We caution you that the foregoing list may not contain all of the forward-looking statements made in this Annual Report on Form 10-K. In some cases, you can identify forward-looking statements by the words “anticipate,” “believe,” “continue,” “could,” “estimate,” “expect,” “intend,” “may,” “might,” “objective,” “ongoing,” “plan,” “predict,” “project,” “potential,” “should,” “will,” or “would,” or the negative of these terms, or other comparable terminology intended to identify statements about the future. These statements involve known and unknown risks, uncertainties and other factors that may cause our actual results, levels of activity, performance or achievements to be materially different from the information expressed or implied by these forward-looking statements.

In addition, statements that “we believe” and similar statements reflect our beliefs and opinions on the relevant subject. These statements are based upon information available to us as of the date of this report, and while we believe such information forms a reasonable basis for such statements, such information may be limited or incomplete, and our statements should not be read to indicate that we have conducted an exhaustive inquiry into, or review of, all potentially available relevant information. These statements are inherently uncertain and investors are cautioned not to unduly rely upon these statements.

This Form 10-K contains market data and industry forecasts that involve a number of assumptions and limitations, and you are cautioned not to give undue weight to such information. We have not independently verified any third-party information. While we believe the market position, market opportunity and market size information included in this Form 10-K is generally reliable, such information is inherently imprecise.

ii

You should read the section titled “Risk Factors” set forth in Part I, Item 1A of this Annual Report on Form 10-K for a discussion of important factors that may cause our actual results to differ materially from those expressed or implied by our forward-looking statements. Moreover, we operate in an evolving environment. New risk factors and uncertainties may emerge from time to time, and it is not possible for management to predict all risk factors and uncertainties. As a result of these factors, we cannot assure you that the forward-looking statements in this Annual Report on Form 10-K will prove to be accurate. Except as required by applicable law, we do not plan to publicly update or revise any forward-looking statements contained herein, whether as a result of any new information, future events, changed circumstances or otherwise.
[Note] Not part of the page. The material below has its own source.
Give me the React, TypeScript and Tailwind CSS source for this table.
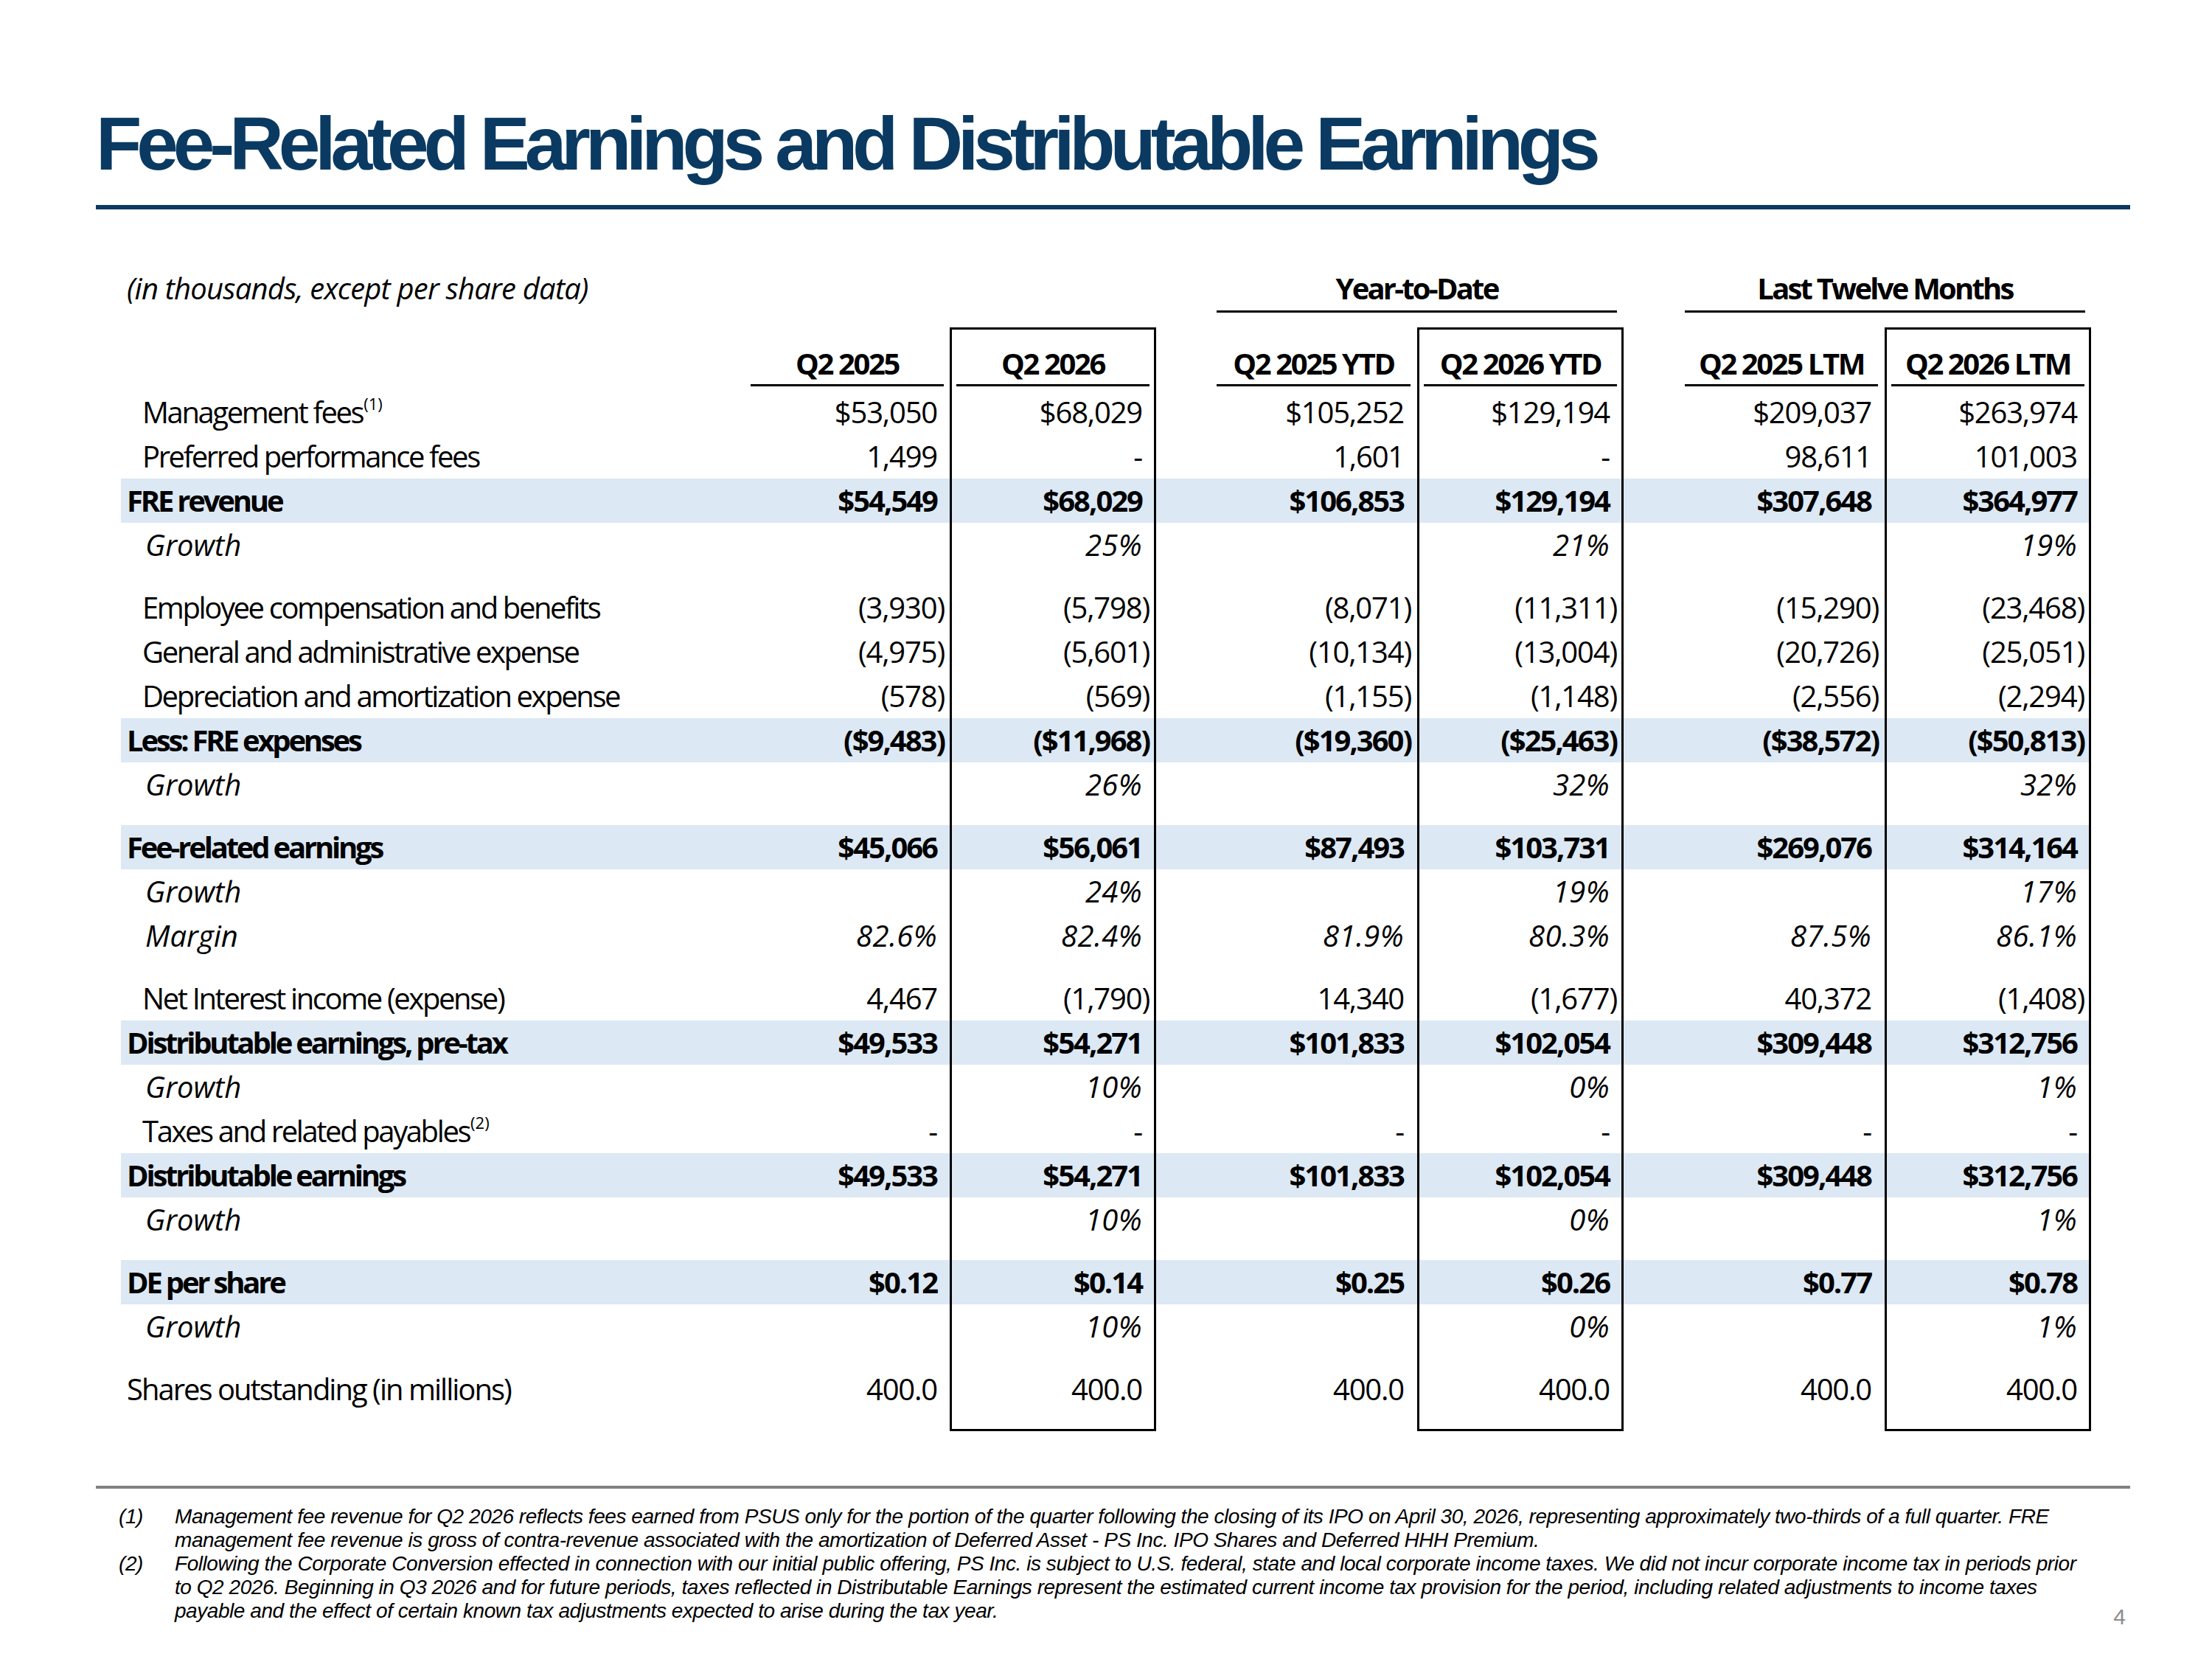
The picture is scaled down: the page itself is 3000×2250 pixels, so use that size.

You should read this Annual Report on Form 10-K, completely and with the understanding that our actual future results may be materially different from what we expect. We qualify all of our forward-looking statements by these cautionary statements.

iii

Item 1. Business.

Overview

Intapp is a leading provider of industry-specific, cloud-based software solutions for the global professional and financial services industry. We empower the world’s premier private capital, investment banking, legal, accounting, and consulting firms with the technology they need to meet rapidly changing client, investor, and regulatory requirements, deliver timely insights to the right professionals, and operate more competitively.

Our Intapp Platform is purpose-built to modernize these firms. The platform facilitates greater team collaboration, digitizes complex workflows to optimize deal and engagement execution, and leverages proprietary AI to help nurture relationships and originate new business. By better connecting their most important assets—people, processes, and data—our platform helps firms increase client fees and investment returns, operate more efficiently, and better manage risk and compliance.